In einer ersten Reaktion zeigten sich vor allem die Grünen im Saarland empört. Landeschef Hubert Ulrich warnte Lafontaine davor, sich als "Neben-Ministerpräsident" unter SPD-Chef Heiko Maas einzurichten. Lafontaines Entscheidung sei ein "Affront" und eine Belastung der Koalitionssondierungen. "Das heißt für die Zukunft eigentlich: nur Probleme, nur Ärger." Lafontaine beweise erneut sein "sehr sprunghaftes Verhalten". Der Schritt sei mit niemandem abgestimmt.
In Rheinsberg gibt es derweil eine dritte Interpretation für den Schritt Lafontaines. Es ginge nicht in erster Linie um die Zukunft des Saarlands, sondern um die SPD im Bund. Eine Zusammenarbeit mit den Sozialdemokraten hat Lafontaine in der Tat erleichtert. Denn tatsächlich ist für viele Genossen der Ex-SPD-Chef das entscheidende Argument gegen eine Öffnung zur Linken. In der SPD gab es sogleich entsprechende Reaktionen. "Lafontaine war ein zentrales Hindernis für einen unverkrampften Umgang mit der Linkspartei im Bund. Das ist nun weg", betonte Ralf Stegner, der Fraktionschef der SPD im Landtag von Schleswig-Holstein.
Lafontaine gab in Rheinsberg allerdings zu erkennen, dass er nicht mit einer baldigen Annäherung an die Linke rechnet, weder vonseiten der SPD noch vonseiten der Grünen. "Die SPD hat kein strategisches Zentrum, die Grünen wissen nicht so recht, wohin sie wollen", sagte Lafontaine vor den Abgeordneten.
Die waren sich darin einig, dass sich Lafontaine offenbar nicht komplett zurückziehen wolle. Er bleibe im Bundestag und werde auch weiterhin "zünftige Reden" halten, witzelte Gysi.
Der muss nun die Fraktion allein weiterführen.

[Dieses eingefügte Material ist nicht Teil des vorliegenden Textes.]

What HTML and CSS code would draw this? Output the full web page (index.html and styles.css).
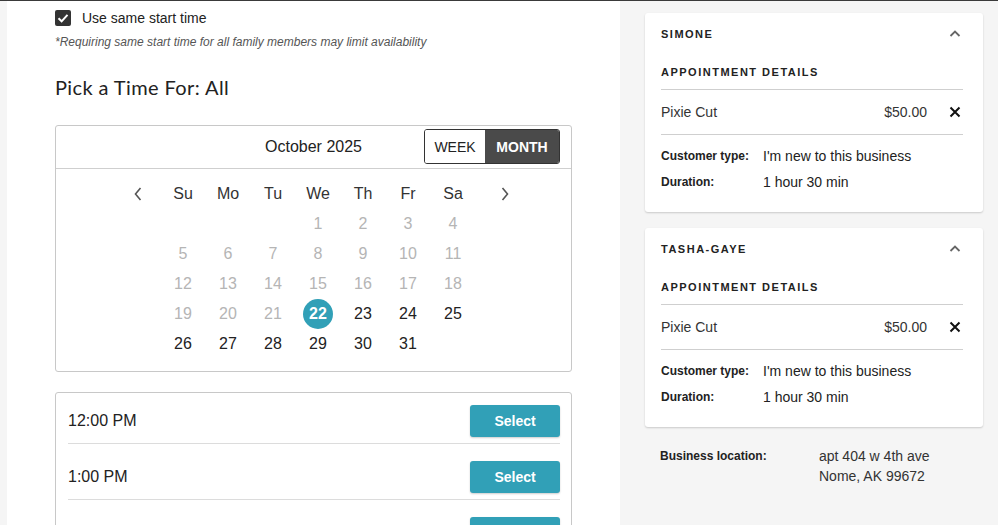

Mit 94,7 Prozent wurde er in seinem Amt bestätigt. Zwar lässt die neu beschlossene Geschäftsordnung Platz für einen zweiten Vorsitzenden. Doch darüber soll erst nach dem Parteitag im kommenden Jahr entschieden werden. Dort soll nach Vorstellung der Führung der Linkspartei nicht, wie geplant, die Doppelspitze abgeschafft, sondern eine Nachfolgerin aus dem Osten für den ausscheidenden Vorsitzenden Lothar Bisky gefunden werden. Im Gespräch sind Petra Pau, Dagmar Enkelmann und Gesine Lötzsch, alles verdiente und wenig umstrittene Politikerinnen.